_RAW DATA:_
━━━━━━━━━━
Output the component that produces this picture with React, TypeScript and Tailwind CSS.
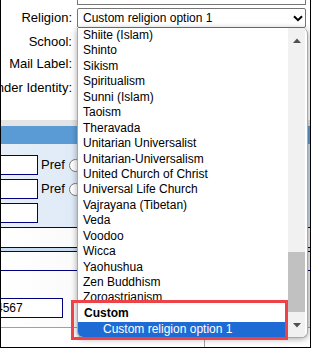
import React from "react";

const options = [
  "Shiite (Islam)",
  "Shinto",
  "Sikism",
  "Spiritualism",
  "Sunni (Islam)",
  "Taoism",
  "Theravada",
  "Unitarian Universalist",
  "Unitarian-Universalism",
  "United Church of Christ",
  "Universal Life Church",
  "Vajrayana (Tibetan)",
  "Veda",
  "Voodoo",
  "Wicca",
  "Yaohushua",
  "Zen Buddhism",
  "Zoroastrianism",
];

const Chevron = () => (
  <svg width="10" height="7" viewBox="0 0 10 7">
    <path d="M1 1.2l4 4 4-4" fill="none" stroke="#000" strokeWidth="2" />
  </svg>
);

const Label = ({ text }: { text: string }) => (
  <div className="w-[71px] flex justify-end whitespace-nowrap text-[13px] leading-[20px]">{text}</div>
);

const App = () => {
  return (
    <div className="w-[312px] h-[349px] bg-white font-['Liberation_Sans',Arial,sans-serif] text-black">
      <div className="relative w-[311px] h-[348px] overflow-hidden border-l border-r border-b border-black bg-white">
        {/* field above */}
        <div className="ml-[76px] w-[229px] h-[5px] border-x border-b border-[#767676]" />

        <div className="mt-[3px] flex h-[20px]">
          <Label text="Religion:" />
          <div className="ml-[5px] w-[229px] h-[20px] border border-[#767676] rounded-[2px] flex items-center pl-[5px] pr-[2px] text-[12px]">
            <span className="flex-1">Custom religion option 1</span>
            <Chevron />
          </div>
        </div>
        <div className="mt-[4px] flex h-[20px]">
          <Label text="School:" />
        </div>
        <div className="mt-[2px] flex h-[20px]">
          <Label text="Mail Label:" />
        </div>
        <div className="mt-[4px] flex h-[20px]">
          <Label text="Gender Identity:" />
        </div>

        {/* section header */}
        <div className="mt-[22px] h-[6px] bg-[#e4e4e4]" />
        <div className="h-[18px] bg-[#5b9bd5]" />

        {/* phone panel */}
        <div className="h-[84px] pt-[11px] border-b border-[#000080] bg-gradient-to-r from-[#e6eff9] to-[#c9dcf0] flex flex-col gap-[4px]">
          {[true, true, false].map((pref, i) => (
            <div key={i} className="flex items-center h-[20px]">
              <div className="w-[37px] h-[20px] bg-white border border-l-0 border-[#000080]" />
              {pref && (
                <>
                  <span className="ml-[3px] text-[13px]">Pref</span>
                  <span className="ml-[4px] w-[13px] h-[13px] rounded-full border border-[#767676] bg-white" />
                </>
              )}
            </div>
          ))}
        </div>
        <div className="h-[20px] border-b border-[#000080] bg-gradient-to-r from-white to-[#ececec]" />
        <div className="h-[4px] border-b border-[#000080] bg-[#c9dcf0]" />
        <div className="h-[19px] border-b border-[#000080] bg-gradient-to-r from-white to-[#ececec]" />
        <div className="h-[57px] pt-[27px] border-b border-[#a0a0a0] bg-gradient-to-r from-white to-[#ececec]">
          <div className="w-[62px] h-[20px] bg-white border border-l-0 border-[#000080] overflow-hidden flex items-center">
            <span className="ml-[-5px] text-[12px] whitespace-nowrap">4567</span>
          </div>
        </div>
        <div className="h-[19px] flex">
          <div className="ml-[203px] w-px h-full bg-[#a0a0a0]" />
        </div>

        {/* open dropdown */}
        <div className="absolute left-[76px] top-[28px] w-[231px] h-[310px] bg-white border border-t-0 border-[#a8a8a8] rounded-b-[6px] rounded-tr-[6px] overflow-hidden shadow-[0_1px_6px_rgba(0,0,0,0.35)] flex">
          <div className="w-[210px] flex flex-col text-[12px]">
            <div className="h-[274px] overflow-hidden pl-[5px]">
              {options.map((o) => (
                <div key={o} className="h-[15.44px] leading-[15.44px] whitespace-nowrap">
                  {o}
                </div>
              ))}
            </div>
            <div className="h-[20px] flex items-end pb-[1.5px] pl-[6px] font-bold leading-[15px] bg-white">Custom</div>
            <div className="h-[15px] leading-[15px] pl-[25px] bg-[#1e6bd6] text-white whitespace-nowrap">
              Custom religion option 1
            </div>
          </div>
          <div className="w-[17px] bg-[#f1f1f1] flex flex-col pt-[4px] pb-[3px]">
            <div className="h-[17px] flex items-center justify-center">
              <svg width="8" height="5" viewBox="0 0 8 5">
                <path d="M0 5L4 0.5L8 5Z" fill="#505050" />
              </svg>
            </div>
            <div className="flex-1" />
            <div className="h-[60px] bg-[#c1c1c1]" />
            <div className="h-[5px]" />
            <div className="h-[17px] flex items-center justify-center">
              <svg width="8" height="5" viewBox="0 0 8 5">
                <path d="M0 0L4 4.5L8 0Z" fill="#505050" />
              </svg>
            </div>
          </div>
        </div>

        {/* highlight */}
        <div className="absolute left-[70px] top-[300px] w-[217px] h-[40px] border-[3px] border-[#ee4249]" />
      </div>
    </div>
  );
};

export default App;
━━━━━━━━━━
_PROBLEM:_
Up to and including the line containing "w-[229px] h-[5px] border-x", repeat every line from the start of the data, but none of the pictures.

_SOLVED PROBLEM:_
Output the component that produces this picture with React, TypeScript and Tailwind CSS.
import React from "react";

const options = [
  "Shiite (Islam)",
  "Shinto",
  "Sikism",
  "Spiritualism",
  "Sunni (Islam)",
  "Taoism",
  "Theravada",
  "Unitarian Universalist",
  "Unitarian-Universalism",
  "United Church of Christ",
  "Universal Life Church",
  "Vajrayana (Tibetan)",
  "Veda",
  "Voodoo",
  "Wicca",
  "Yaohushua",
  "Zen Buddhism",
  "Zoroastrianism",
];

const Chevron = () => (
  <svg width="10" height="7" viewBox="0 0 10 7">
    <path d="M1 1.2l4 4 4-4" fill="none" stroke="#000" strokeWidth="2" />
  </svg>
);

const Label = ({ text }: { text: string }) => (
  <div className="w-[71px] flex justify-end whitespace-nowrap text-[13px] leading-[20px]">{text}</div>
);

const App = () => {
  return (
    <div className="w-[312px] h-[349px] bg-white font-['Liberation_Sans',Arial,sans-serif] text-black">
      <div className="relative w-[311px] h-[348px] overflow-hidden border-l border-r border-b border-black bg-white">
        {/* field above */}
        <div className="ml-[76px] w-[229px] h-[5px] border-x border-b border-[#767676]" />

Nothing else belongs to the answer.